>>>>

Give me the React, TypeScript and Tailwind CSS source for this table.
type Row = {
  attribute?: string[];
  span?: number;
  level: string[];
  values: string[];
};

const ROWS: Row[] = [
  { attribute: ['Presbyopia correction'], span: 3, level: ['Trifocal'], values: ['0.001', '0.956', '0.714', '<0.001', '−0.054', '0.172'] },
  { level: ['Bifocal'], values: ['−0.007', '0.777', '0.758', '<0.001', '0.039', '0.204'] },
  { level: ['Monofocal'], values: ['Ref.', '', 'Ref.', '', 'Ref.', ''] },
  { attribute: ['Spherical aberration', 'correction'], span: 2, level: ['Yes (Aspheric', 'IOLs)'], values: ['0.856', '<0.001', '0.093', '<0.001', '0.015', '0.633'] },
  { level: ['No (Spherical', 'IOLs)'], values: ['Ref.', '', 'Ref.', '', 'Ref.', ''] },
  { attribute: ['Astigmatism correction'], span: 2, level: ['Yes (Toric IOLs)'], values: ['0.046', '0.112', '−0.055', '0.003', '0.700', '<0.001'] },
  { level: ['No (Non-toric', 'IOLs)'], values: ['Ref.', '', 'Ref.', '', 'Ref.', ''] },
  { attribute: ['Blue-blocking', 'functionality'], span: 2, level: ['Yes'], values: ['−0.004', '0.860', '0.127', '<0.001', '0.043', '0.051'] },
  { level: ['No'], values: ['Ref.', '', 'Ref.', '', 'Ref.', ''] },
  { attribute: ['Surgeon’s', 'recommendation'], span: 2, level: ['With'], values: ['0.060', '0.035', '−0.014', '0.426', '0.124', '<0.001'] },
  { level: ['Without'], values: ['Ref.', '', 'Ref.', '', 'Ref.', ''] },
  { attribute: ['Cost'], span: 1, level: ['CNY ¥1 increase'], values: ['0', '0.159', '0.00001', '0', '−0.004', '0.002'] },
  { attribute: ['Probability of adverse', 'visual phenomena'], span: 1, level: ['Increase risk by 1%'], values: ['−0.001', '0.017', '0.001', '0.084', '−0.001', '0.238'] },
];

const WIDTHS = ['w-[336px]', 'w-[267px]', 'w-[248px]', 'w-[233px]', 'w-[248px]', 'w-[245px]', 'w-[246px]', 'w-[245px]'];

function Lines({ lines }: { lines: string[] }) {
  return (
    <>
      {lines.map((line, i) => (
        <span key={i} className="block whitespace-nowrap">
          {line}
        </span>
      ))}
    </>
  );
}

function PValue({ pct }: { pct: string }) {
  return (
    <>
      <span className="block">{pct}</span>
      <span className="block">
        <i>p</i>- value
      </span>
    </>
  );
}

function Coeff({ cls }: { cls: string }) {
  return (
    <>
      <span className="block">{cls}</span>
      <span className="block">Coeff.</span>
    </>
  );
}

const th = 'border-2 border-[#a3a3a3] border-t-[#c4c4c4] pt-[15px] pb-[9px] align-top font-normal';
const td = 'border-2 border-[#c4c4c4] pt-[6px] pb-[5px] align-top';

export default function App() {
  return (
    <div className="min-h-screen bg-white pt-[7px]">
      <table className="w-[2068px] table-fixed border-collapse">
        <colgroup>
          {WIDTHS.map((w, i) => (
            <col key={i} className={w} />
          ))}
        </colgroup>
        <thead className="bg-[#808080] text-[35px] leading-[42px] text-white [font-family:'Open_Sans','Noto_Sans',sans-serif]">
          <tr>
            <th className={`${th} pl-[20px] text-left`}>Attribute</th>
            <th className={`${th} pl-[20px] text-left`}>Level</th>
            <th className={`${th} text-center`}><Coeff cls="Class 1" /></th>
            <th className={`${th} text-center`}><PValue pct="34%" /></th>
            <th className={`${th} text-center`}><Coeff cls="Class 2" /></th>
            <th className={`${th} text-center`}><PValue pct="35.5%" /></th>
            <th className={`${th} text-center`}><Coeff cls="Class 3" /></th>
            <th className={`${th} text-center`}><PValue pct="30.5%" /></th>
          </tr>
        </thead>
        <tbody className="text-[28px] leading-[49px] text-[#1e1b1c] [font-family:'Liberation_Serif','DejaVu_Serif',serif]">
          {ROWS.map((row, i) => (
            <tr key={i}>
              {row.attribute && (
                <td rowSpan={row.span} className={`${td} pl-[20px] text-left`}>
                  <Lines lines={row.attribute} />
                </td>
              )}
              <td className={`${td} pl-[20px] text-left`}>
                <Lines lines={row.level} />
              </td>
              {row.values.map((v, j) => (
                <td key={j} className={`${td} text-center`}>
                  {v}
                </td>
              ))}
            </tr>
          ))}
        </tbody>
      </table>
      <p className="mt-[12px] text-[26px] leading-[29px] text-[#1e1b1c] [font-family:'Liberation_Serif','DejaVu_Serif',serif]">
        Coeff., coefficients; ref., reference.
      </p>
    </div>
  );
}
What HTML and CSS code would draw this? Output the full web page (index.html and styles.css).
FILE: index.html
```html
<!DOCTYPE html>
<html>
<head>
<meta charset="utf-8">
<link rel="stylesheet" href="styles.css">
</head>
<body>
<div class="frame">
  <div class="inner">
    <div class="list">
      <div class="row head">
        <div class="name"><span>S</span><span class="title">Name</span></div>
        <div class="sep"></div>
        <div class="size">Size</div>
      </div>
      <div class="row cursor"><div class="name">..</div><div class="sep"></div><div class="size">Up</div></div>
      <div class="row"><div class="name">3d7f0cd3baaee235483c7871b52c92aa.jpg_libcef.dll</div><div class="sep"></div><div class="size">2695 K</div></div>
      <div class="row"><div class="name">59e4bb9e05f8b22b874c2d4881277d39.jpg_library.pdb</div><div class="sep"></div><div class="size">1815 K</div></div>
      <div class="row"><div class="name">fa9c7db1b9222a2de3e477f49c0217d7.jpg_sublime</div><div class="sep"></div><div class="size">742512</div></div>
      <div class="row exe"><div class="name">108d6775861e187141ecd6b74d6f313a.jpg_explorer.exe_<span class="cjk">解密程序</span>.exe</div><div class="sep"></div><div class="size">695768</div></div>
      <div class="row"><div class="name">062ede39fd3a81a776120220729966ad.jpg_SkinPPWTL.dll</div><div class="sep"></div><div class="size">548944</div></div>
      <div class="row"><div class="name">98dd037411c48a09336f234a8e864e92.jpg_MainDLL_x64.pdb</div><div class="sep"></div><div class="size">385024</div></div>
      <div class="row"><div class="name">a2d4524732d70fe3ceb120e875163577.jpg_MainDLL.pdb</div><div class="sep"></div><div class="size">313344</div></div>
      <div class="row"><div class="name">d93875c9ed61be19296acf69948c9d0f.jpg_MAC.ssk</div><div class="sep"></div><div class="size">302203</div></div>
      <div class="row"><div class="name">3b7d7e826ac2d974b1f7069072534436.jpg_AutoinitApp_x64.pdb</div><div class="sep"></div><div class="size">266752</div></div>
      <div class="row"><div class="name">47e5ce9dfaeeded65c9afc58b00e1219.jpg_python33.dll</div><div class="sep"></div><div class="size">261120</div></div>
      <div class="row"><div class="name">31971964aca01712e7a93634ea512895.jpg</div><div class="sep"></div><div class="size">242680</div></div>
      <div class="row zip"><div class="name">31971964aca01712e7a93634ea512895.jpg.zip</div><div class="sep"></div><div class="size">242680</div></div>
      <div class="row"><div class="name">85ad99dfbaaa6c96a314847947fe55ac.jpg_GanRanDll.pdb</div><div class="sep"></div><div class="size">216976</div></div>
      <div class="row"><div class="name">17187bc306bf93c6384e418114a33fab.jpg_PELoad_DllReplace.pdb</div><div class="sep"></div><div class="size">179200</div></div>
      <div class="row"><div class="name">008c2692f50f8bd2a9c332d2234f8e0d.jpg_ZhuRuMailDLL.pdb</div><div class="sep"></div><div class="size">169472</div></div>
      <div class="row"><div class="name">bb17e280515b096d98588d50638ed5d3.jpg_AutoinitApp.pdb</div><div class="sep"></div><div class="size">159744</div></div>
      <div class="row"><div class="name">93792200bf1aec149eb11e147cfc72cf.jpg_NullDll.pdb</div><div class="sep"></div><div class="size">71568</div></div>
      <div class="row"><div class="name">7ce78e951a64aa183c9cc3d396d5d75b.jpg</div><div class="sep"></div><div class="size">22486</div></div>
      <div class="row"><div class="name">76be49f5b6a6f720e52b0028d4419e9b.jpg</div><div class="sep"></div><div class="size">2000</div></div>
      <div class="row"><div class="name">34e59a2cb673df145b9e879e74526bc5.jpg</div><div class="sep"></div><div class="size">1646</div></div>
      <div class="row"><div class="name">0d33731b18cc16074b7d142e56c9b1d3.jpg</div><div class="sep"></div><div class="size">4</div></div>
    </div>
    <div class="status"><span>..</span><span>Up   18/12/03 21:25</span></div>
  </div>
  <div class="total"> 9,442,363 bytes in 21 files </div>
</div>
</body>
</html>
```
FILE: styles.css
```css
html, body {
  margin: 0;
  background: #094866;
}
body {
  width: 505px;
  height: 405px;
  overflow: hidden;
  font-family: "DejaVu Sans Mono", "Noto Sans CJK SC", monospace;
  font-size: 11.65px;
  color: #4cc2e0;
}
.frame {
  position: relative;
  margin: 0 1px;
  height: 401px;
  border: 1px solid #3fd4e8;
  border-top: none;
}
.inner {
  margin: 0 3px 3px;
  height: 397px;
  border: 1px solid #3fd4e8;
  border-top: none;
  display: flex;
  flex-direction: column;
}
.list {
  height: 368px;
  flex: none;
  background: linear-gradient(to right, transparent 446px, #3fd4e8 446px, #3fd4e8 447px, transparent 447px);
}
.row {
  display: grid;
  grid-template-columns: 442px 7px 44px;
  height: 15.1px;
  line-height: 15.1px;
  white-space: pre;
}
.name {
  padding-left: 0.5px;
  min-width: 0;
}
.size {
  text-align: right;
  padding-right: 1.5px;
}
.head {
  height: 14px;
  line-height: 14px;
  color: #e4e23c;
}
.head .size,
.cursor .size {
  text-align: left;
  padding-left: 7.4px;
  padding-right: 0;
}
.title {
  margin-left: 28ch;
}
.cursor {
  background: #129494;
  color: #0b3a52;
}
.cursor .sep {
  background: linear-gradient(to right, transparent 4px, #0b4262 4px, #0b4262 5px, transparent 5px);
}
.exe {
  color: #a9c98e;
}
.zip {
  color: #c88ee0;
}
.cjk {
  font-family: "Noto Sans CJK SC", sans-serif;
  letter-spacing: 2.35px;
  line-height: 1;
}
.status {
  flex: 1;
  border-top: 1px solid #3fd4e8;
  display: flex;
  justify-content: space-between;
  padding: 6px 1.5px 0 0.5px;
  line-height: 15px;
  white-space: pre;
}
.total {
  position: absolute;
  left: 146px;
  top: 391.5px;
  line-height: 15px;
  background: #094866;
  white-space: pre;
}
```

<<<<

▶ _WHAT YOU HAVE TO DO_
Find and copy each line above that includes the string "table".

▶ _TASK RESULT_
Give me the React, TypeScript and Tailwind CSS source for this table.
      <table className="w-[2068px] table-fixed border-collapse">
      </table>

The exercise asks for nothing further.